Il sourit. Ça joue rough pour le copain-bronzé-avocat de Karen, mais on est chez Gustavo et Fernanda, tout est permis.

– Vous allez voir les filles, voyager quand on vieillit, c’est pas la même chose, on n’est plus aussi facilement émerveillés, c’est une bonne chose que vous vous promeniez beaucoup. Dès qu’on les a rencontrées à l’auberge ces deux-là, on savait qu’il fallait en prendre soin. On a toujours aimé les enfants, c’est comme si elles étaient les nôtres. On espère que d’autres feront la même chose pour nos enfants un jour.

Ah, donc il y a peut-être un destin et il n’aurait rien à voir avec Francisco.

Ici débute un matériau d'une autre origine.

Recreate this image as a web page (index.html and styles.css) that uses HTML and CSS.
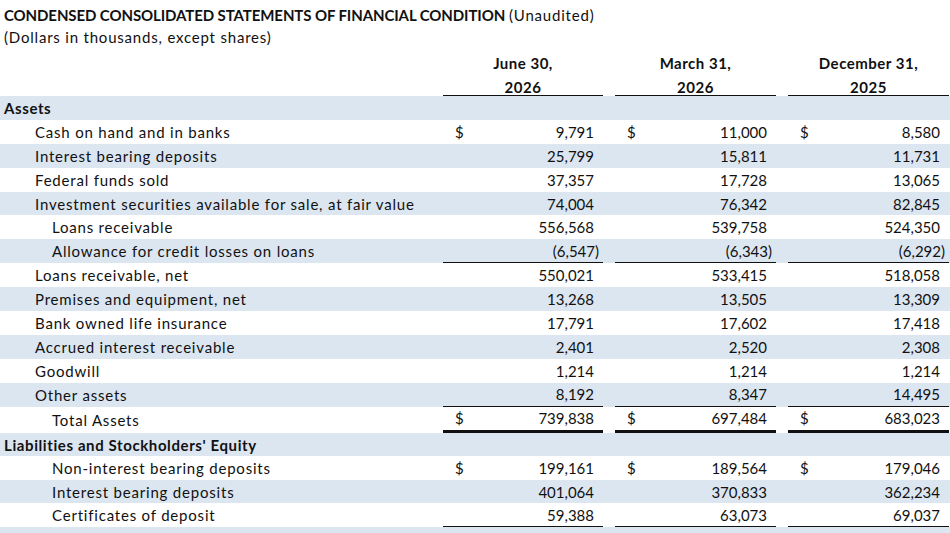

– Détrompez-vous, c’est bon de vieillir. C’est seulement qu’on apprécie plus la sécurité, d’etre confortable, etc. Still we are backpackers, Fernanda est encore la première à sauter dans un lac situé sur le sommet d’une montagne au Mozambique.

J’ai pas peur de vieillir dans le sens avoir des rides. J’ai peur de recevoir un jour chez moi le fils de Gustavo pis Fernanda, pis pleurer quand je vais le voir, pis avoir juste envie de lui dire : « Je t’ai connu grand comme ça ». Je me souviens quand le monde me disait ça quand j’étais jeune, je m’en torchais comme c’était pas permis. Mais un jour ça va être moi cette madame-là gossante. C’est ça que j’hais dans le fait de vieillir. Ça pis le fait qu’après que Fernanda pis Gustavo soient enfin venus à Montréal, je sais pas quand je les reverrai, je partagerai peut-être plus de soupers avec eux, peut-être juste des souvenirs. Ça me rend folle, je pensais jamais à ça avant. Je vieillis pis c’est bizarre de m’en rendre compte à Rio de Janeiro.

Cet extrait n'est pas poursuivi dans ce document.